Here's the overview, first with the 15-game full suite, and with separate rasterization-only and DXR-only (i.e. ray tracing) charts. We'll discuss the individual game results further down the page.
First, overall performance ends up exactly tied (a 0.1 fps difference) with the reference RX 7900 XT. It's interesting, because we've seen other tests of Sapphire's card where it's a couple of percent faster. That's what we'd normally expect, since it has a higher power limit and a minor factory overclock, but there's always a bit of variability between GPUs.
Maybe our sample card was a bit of a dud, or maybe our reference card is a bit better than typical. It's not drivers, either, as we previously tested the card with the same drivers that we used for our most recent reference GPU testing. Regardless, there's really nothing to worry about as no one would notice a less than 10% difference without running benchmarks.
The Sapphire card also lands between the RX 6950 XT and RTX 4070 Ti in performance, but here we need to look at the rasterization and ray tracing charts as well. AMD's GPU ends up slightly ahead of the 4070 Ti in rasterization performance with a 6% lead, but conversely ends up trailing by 19% in the DXR (DirectX Raytracing) test suite.
That's expected in general, and how much you want to weight rasterization versus ray tracing performance is a contentious subject. Some will argue ray tracing is just technical snake oil, others hail it as the next big thing for graphics. There are currently close to 150 games that have some form of ray tracing. That's the "good" news.
Subjectively, however, we'd say probably only fifteen or so rate as reasonably popular games where the RT effects make a noticeable difference. Not coincidentally, six of those games are in our test suite. We'd also say that good upscaling (DLSS, XeSS, or one of the better FSR2 implementations) often ends up being more useful than token ray tracing support.
Across our 15-game test suite, the Sapphire and reference 7900 XT cards are basically equivalent, with a spread of -2.2% to +4.3% for the Sapphire card. Forza Horizon 5 shows the biggest change, and that could be due to drivers or a recent game patch. Everything else is within margin of error.

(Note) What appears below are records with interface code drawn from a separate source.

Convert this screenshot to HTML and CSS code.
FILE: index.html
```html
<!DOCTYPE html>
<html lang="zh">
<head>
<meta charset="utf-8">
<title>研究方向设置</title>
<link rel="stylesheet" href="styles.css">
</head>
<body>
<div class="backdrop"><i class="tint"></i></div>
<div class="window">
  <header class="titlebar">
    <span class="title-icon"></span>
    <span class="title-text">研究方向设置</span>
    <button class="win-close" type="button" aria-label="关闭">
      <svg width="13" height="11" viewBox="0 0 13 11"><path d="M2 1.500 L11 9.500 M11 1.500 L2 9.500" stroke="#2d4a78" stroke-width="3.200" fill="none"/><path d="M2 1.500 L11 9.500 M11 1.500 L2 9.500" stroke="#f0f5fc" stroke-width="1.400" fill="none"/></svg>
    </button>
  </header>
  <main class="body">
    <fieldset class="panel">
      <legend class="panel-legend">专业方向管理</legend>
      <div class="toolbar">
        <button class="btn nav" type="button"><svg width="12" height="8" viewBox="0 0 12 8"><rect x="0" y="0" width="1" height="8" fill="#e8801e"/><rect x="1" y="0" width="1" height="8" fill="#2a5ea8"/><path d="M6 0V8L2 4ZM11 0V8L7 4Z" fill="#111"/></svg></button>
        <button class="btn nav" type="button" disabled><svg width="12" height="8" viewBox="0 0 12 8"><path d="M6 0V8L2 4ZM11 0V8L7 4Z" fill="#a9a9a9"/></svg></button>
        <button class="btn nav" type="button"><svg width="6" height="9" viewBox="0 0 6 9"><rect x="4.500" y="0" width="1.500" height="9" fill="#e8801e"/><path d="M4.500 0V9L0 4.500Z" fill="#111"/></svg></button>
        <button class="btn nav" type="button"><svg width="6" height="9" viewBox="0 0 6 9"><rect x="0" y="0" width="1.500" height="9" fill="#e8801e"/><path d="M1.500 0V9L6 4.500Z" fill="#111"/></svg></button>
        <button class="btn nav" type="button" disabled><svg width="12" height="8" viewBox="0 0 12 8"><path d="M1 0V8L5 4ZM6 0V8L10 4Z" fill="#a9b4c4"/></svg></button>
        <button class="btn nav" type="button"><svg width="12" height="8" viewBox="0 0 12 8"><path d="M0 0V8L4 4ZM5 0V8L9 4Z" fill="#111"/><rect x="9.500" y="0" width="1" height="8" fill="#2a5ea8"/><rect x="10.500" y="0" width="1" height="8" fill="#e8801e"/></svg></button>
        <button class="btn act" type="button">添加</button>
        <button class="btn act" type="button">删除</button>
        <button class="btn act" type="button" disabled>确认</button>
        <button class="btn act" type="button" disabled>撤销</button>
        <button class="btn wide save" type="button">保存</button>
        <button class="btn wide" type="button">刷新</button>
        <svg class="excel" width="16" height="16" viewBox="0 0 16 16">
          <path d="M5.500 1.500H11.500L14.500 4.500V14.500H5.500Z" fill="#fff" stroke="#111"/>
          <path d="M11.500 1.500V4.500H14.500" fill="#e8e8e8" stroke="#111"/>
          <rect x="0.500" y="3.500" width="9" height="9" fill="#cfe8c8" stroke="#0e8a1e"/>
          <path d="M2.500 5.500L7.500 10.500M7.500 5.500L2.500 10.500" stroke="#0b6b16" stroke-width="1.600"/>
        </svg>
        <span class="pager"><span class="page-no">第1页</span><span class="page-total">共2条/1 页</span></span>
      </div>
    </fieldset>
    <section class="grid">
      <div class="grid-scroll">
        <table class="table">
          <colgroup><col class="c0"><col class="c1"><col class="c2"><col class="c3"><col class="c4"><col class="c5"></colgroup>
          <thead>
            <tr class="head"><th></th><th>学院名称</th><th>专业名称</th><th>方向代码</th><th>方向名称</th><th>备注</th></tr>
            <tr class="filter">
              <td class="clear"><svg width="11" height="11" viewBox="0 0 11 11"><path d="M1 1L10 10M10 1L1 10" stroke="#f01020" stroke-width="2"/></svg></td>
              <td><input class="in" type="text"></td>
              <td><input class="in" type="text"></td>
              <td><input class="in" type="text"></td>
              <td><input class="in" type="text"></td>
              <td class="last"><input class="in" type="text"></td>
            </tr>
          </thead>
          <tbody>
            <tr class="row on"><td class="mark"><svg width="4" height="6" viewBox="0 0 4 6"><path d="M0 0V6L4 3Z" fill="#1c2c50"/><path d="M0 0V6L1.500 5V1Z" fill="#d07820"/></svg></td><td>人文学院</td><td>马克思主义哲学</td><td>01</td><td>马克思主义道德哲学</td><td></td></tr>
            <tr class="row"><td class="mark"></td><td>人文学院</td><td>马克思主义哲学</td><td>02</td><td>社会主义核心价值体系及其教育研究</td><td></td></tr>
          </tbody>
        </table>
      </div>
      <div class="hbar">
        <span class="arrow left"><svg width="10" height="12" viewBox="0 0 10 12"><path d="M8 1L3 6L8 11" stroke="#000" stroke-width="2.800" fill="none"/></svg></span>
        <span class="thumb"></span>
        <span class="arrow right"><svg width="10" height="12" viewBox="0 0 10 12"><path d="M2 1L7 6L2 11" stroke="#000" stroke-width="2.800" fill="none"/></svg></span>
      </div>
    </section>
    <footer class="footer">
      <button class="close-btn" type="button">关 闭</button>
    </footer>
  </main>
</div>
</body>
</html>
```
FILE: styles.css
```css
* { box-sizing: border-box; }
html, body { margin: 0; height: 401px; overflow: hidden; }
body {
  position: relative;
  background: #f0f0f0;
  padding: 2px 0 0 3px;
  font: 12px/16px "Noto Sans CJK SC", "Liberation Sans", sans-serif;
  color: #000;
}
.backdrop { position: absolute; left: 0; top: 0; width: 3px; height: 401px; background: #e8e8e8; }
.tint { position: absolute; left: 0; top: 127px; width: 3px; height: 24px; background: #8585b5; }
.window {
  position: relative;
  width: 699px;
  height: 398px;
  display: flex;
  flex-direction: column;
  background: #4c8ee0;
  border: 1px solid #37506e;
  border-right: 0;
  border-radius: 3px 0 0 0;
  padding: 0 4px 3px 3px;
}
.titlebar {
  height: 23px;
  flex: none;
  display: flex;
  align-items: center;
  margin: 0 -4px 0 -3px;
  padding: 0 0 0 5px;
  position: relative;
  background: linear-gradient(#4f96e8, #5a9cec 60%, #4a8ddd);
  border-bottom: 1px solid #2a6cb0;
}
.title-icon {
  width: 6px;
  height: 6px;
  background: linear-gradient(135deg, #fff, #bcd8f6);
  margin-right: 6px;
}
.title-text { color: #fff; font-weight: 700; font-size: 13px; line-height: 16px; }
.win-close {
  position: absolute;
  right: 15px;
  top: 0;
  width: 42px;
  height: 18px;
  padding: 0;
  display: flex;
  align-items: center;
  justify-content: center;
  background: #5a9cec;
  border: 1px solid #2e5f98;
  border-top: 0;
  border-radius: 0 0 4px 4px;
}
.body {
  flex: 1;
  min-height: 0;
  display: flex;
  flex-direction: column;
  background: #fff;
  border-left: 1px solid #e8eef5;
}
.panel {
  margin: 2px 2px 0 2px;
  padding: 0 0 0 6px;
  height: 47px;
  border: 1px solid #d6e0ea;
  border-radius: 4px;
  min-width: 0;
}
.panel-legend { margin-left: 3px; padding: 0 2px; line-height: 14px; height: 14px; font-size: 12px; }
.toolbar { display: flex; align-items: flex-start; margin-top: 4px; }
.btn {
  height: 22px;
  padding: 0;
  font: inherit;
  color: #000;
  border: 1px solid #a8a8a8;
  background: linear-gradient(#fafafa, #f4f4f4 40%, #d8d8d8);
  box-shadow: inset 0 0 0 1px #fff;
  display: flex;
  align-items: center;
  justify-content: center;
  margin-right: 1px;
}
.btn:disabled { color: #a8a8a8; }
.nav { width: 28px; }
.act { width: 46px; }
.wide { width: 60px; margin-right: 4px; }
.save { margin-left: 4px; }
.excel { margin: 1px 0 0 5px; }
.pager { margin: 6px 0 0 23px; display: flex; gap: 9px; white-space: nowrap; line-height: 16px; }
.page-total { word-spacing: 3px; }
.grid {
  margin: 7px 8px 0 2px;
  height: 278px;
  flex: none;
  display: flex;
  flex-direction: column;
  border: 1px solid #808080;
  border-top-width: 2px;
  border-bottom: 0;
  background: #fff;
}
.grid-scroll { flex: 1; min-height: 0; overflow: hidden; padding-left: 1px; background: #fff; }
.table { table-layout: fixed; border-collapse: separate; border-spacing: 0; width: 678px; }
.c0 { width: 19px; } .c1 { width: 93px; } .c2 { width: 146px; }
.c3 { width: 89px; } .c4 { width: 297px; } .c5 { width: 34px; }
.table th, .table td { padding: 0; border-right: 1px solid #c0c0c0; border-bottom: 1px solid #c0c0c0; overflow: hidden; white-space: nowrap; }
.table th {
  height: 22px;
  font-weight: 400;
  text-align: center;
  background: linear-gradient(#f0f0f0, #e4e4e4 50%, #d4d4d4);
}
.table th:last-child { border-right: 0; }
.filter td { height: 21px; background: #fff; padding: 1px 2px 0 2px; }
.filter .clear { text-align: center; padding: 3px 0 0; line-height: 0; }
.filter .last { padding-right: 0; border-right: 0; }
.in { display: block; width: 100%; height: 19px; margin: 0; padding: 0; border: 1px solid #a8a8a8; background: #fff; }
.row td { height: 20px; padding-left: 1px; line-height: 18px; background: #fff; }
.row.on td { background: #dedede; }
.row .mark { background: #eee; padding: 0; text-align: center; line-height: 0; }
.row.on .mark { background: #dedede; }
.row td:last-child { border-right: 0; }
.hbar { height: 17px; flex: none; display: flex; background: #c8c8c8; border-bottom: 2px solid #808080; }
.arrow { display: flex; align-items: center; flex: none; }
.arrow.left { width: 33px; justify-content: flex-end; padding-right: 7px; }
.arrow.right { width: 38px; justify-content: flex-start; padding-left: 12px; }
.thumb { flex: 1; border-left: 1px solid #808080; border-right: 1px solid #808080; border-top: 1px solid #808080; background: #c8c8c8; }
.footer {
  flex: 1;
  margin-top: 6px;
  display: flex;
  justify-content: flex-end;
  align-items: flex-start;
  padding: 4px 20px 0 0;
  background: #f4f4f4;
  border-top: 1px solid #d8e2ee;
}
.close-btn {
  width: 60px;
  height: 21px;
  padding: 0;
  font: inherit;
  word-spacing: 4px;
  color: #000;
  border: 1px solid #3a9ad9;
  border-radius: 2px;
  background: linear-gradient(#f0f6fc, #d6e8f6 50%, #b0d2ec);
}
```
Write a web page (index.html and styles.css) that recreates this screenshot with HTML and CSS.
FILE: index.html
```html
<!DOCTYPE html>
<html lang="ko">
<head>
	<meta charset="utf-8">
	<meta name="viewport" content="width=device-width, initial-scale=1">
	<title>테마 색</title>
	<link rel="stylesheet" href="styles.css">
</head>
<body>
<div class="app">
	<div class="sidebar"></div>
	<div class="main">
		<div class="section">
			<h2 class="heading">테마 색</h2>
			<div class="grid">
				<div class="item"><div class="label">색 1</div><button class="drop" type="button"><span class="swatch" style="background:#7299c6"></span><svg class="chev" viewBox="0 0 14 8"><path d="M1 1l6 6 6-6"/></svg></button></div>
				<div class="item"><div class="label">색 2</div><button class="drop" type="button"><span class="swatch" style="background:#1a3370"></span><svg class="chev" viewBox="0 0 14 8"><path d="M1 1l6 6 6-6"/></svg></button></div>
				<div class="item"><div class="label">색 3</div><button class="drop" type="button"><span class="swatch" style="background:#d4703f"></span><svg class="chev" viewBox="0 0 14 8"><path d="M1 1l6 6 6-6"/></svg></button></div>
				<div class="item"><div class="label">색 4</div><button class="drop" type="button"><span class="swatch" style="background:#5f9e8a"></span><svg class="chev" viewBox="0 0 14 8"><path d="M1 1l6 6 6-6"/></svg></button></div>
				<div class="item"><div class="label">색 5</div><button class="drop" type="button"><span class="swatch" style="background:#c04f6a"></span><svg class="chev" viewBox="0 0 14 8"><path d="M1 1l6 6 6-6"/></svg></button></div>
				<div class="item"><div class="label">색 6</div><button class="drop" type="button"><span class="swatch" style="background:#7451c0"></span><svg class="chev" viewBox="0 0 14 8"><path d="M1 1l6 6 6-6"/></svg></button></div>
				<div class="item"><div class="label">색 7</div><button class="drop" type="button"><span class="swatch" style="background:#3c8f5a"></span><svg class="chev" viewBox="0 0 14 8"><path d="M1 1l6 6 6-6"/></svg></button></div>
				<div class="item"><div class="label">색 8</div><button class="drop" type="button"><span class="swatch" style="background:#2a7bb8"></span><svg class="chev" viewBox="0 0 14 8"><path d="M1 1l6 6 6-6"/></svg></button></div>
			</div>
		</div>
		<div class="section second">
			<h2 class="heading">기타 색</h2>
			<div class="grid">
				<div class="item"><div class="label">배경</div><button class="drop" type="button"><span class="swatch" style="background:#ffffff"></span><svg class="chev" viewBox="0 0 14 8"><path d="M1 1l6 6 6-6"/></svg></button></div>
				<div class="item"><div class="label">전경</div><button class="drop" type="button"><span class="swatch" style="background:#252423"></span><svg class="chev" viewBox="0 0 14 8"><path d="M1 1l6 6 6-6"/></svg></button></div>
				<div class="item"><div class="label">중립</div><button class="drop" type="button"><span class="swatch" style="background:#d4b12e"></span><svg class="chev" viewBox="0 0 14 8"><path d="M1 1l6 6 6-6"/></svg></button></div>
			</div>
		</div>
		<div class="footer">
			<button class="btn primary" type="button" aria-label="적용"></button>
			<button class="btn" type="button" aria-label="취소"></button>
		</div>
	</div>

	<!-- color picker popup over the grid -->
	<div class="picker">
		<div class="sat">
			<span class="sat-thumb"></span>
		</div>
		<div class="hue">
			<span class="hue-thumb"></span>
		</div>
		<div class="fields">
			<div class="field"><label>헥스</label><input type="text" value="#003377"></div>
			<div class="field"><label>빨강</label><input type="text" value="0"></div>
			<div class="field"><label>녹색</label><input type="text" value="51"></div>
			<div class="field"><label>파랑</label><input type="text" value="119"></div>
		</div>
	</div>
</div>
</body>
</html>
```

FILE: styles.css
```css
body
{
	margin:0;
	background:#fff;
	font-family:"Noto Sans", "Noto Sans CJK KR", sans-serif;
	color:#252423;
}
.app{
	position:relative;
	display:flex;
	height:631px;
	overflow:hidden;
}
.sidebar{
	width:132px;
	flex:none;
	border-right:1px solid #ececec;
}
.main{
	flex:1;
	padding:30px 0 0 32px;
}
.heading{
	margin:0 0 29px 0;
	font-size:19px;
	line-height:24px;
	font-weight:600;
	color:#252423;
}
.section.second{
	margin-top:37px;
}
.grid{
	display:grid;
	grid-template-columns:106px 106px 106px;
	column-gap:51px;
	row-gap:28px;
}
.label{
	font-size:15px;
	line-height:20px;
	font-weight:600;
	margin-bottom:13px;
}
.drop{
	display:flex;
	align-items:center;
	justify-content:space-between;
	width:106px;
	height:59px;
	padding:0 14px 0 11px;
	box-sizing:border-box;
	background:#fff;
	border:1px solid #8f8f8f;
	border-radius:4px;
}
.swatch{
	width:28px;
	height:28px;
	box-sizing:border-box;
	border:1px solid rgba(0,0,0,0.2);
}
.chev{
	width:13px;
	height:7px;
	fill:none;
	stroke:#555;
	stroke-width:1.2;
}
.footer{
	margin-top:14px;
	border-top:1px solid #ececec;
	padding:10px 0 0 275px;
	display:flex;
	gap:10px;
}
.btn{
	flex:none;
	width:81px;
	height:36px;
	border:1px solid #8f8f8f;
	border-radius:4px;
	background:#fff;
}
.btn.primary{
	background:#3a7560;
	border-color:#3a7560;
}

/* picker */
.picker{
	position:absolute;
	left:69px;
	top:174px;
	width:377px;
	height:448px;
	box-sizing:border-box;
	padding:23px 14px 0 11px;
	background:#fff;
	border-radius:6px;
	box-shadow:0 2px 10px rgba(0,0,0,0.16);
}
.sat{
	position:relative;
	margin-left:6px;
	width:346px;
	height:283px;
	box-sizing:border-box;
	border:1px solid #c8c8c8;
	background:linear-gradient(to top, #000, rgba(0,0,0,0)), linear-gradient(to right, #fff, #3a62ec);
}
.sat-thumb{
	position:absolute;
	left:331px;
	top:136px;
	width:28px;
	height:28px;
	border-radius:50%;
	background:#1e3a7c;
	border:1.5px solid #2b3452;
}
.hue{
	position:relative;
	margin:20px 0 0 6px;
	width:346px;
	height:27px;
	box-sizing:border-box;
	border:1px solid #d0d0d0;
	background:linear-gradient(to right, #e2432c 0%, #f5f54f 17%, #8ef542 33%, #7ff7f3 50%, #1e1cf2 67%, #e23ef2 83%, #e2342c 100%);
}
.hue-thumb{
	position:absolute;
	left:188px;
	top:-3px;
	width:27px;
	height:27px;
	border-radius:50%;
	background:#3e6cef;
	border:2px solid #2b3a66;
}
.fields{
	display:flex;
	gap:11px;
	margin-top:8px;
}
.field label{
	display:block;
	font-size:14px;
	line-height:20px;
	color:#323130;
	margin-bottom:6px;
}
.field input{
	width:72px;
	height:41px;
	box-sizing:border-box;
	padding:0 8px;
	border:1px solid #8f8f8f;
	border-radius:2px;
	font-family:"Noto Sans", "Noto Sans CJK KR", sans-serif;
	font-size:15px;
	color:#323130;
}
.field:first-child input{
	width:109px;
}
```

Switching gears to the Sapphire versus RTX 4070 Ti, we'll split that up into rasterization and ray tracing games. The spread for rasterization ends up ranging from -7.2% (Total War: Warhammer 3) to +25.9% (Borderlands 3) in favor of Sapphire. DXR meanwhile is a clean sweep for Nvidia, with anywhere from a 10.3% (Metro Exodus Enhanced) to a 57.1% (Minecraft) lead for Nvidia. Not surprisingly, but the most demanding DXR games are the ones that favor Nvidia the most. Those are also the games where ray tracing makes the most noticeable visual difference.